With the oldest members of the millennial generation turning 35 this year, these policies are increasingly important to us. As millennial women, we should be set up for success. We’re earning more college degrees than men, have been encouraged to push for executive and leadership positions at work (thanks, Sheryl Sandberg!), and are even closing the wage gap. But, all that progress is tenuous when just 12 percent of Americans working in the private sector have access to paid family leave.  According to a 2013 Pew research poll, 63 percent of millennial women believe that having a child will make it harder to advance in their career. Sadly, they’re right. For each year that motherhood is delayed, career earnings for women increase by 9 percent. It’s no wonder women are waiting longer than ever to have their first child, and even dropping out of the workforce entirely. And, what’s bad for women is bad for the country. “Failing to keep up with other nations’ paid-leave policies is associated with a decrease in the labor force participation of women, which hurts our country’s economic competitiveness as a whole,”* says Alexandra Mitukiewicz, research associate at the Washington Center for Equitable GrowthA poll released last week found that 81 percent of Americans overall believe that equal pay, paid family leave, and affordable and accessible child care are “good for the nation,” including 65 percent of voters who identify as Republicans. But, will anything happen? 
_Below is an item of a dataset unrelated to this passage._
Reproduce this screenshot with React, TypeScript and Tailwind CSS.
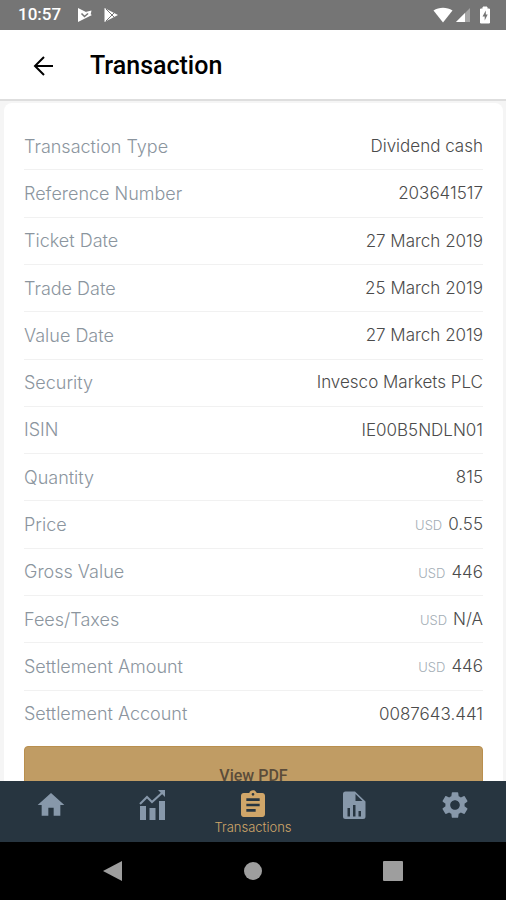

In the Senate, Kirsten Gillibrand (D-NY) has announced her intention to reintroduce the Family Act, which would enact paid family leave for all American workers, funded by employer and employee contributions — similar to Social Security. We’ll get a sneak peek at how the new Congress will treat the issue when the House takes up the Federal Employees Paid Parental Leave Act, introduced by a group of House Democrats this week, which would provide six weeks of paid parental leave for all federal employees.  Those Republican senators offering their staffs paid leave would seem to see the benefit of the practice. “They understand that providing paid leave helps them attract and retain talented employees, increases productivity, and reduces employee absenteeism and turnover,” says Liz Morris, deputy director of Center for WorkLife Law at University of California. The question that remains is whether those lawmakers will realize that what’s good for their staffs is also good for the rest of the country. 
* Editor's Note: After this story was published, Alexandra Mitukiewicz reached out to our writer to say that she had misspoken, and that her words didn't accurately describe the findings of the study. We've accommodated her request and changed the quote, replacing "causing" with "associated with."